King award winner promotes respect for diversity

January 16, 1994|By Lan Nguyen | Lan Nguyen,Staff Writer

The day Dr. Martin Luther King, Jr. was assassinated in 1968, a young Corita Melton was finishing college classes and returning home to Baltimore with her fiance, Wilfred, to visit family.

Police stopped the two as they stepped off a Greyhound bus, en route to her parents' house. There was a curfew -- no one was allowed on the street after dark because police feared riots.

"It was a sad commentary" on Dr. King's death, said the Running Brook Elementary School assistant principal, whose married name is Corita Oduyoye.

Tonight, Mrs. Oduyoye will be one of three to receive the county's Living the Dream Award, given to local residents who have made significant contributions to the realization of the slain civil right leader's dreams.

The presentation will take place during a 7 p.m. celebration at Centennial High School to mark the anniversary of Dr. King's birth. The annual celebration is sponsored by the Howard County Martin Luther King, Jr. Holiday Commission.

The other two recipients are Melvin Bilal, the president of Security America Services, who won for business, and Robert Krasnansky, an Ellicott City resident who organized a statewide conference on conflict resolution. Mr. Krasnansky won in the community service category.

"It's quite an honor," Mrs. Oduyoye said of the award she is receiving for her work in education. "This particular award is very important to me because, in many ways, I live the way Dr. King lived."

Parents at Running Brook, where she has been assistant principal for two years, agreed, saying she embodies Dr. King's spirit of patience and nonviolence.

"She's very giving," said Kathleen Leatherwood, who nominated Mrs. Oduyoye for the award. "She just carries everything through to life. She quietly goes about her ways and acts [with] the kindness and the belief that all of our students are valuable human beings."

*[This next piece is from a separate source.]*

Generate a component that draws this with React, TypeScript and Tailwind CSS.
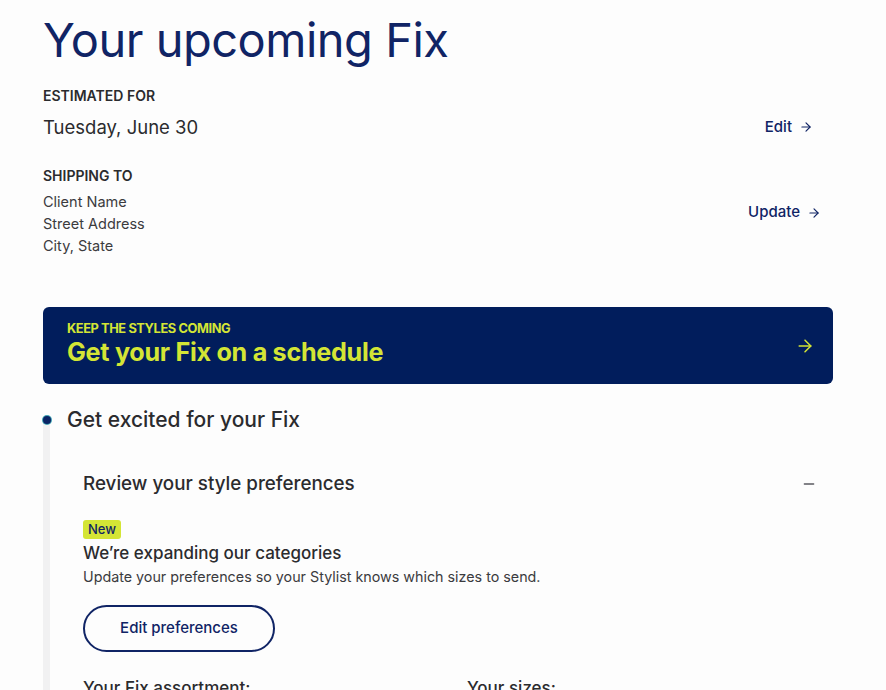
import { ArrowRight, Minus } from "lucide-react";

const font = { fontFamily: "Inter, 'Noto Sans', sans-serif" };

export default function App() {
  return (
    <main className="min-h-[690px] bg-[#fdfdfd] text-[#2b2b2e] overflow-hidden" style={font}>
      <div className="pl-[43px] pr-[53px] pt-[12px]">
        <h1 className="text-[47px] leading-[56px] font-normal tracking-[-0.5px] text-[#102465]">Your upcoming Fix</h1>

        <section className="mt-[18px]">
          <div className="text-[14px] leading-[20px] font-semibold uppercase text-[#2b2b2e]">Estimated for</div>
          <div className="flex items-center justify-between mt-[9px] pr-[20px]">
            <span className="text-[18.5px] leading-[24px] text-[#2b2b2e]">Tuesday, June 30</span>
            <a className="flex items-center gap-[7px] text-[15px] font-medium text-[#102465]">
              Edit <ArrowRight className="w-[14px] h-[14px]" strokeWidth={2} />
            </a>
          </div>
        </section>

        <section className="mt-[27px] flex items-center justify-between pr-[12px]">
          <div>
            <div className="text-[14px] leading-[20px] font-semibold uppercase text-[#2b2b2e]">Shipping to</div>
            <div className="mt-[5px] text-[14.5px] leading-[22px] text-[#3b3b3e]">
              <div>Client Name</div>
              <div>Street Address</div>
              <div>City, State</div>
            </div>
          </div>
          <a className="flex items-center gap-[7px] text-[15px] font-medium text-[#102465] mt-[2px]">
            Update <ArrowRight className="w-[14px] h-[14px]" strokeWidth={2} />
          </a>
        </section>

        <a className="mt-[50px] flex items-center justify-between h-[77px] rounded-[6px] bg-[#011d5c] pl-[24px] pr-[18px]">
          <div className="-mt-[2px]">
            <div className="text-[12.8px] leading-[15px] font-bold uppercase tracking-[-0.4px] text-[#d4e535]">Keep the styles coming</div>
            <div className="text-[25.2px] leading-[32px] font-bold tracking-[-0.3px] text-[#d4e535]">Get your Fix on a schedule</div>
          </div>
          <ArrowRight className="w-[20px] h-[20px] text-[#d4e535]" strokeWidth={1.8} />
        </a>

        <section className="mt-[22px] flex">
          <div className="relative w-[7px] shrink-0 flex flex-col items-center">
            <div className="w-[8px] h-[8px] rounded-full bg-[#0a2364] ring-1 ring-[#3fa3b3] mt-[10px] z-10" />
            <div className="w-[7px] flex-1 bg-[#f1f1f2] -mt-[2px]" />
          </div>
          <div className="flex-1 pl-[17px]">
            <h2 className="text-[21px] leading-[28px] font-medium text-[#2b2b2e]">Get excited for your Fix</h2>

            <div className="pl-[16px] mt-[38px]">
              <div className="flex items-center justify-between pr-[16px]">
                <h3 className="text-[18.8px] leading-[24px] font-medium text-[#2b2b2e]">Review your style preferences</h3>
                <Minus className="w-[16px] h-[16px] text-[#5a5a60]" strokeWidth={2} />
              </div>

              <span className="inline-block mt-[24px] rounded-[3px] bg-[#d4e535] px-[5px] text-[13px] leading-[19px] font-medium text-[#102465]">New</span>
              <div className="mt-[1px] text-[17px] leading-[24px] font-medium text-[#2b2b2e]">We’re expanding our categories</div>
              <p className="mt-[2px] text-[14.3px] leading-[20px] text-[#3b3b3e]">Update your preferences so your Stylist knows which sizes to send.</p>

              <button className="mt-[18px] w-[192px] h-[47px] rounded-full border-2 border-[#102465] text-[15px] font-medium text-[#102465]">
                Edit preferences
              </button>

              <div className="mt-[24px] grid grid-cols-[384px_1fr] text-[17px] leading-[24px] font-medium text-[#2b2b2e]">
                <div>Your Fix assortment:</div>
                <div>Your sizes:</div>
              </div>
              <div className="h-[40px]" />
            </div>
          </div>
        </section>
      </div>
    </main>
  );
}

Mrs. Oduyoye, 48, moved to Howard County about 20 years ago, taking a job at Stevens Forest Elementary School. She became an assistant principal at Running Brook two years ago.

She lived in a small, segregated North Carolina town as a child and moved to Baltimore when she was 5.

She recalls growing up in a time when black people rode in separate trains, drank from water coolers set aside for the "colored" and were barred from entering certain buildings and eating places.

For a while, she said, she believed she was an inferior person -- that she wasn't as worthy as others because of her skin color.

It wasn't until she got a job as an elementary school teacher in Pittsburg in 1969 and worked side-by-side with two white teachers, one of them Jewish, that she realized people could accept her without regard for her skin color.

"Yes, there are differences among us. Yet there are likenesses," she said in a gentle voice as she sat in her blue-painted office in a bright yellow suit, her hands clasped. "What you find about people is we all share commonalities."

Her experience has taught her that children of different cultures should be able to feel proud about their diversity and should be able to see images of themselves wherever they go.

Toward that end, she has hung a drawing of students of different nationalities in her office in an attempt to make all students feel comfortable when they enter.

"I truly do appreciate diversity, and I respect people's cultures and ethnicity," she said.

Mrs. Oduyoye went into education believing she would be able to accomplish wondrous things.

"Every teacher touches students' lives in so many ways," she said. "We do a lot in shaping their lives, and we do a lot in creating for them a safe and inviting atmosphere."

Outside school, Mrs. Oduyoye is an active member of Jack and Jill of America Inc. and the Howard County Democratic Central Committee. She attends St. John Roman Catholic Church in Columbia, where she is a Eucharistic minister, usher and lecturer.

"For me, that's one of the greatest ways to get my stress relieved -- to do church-related activities," she said. "It's relaxing and calming."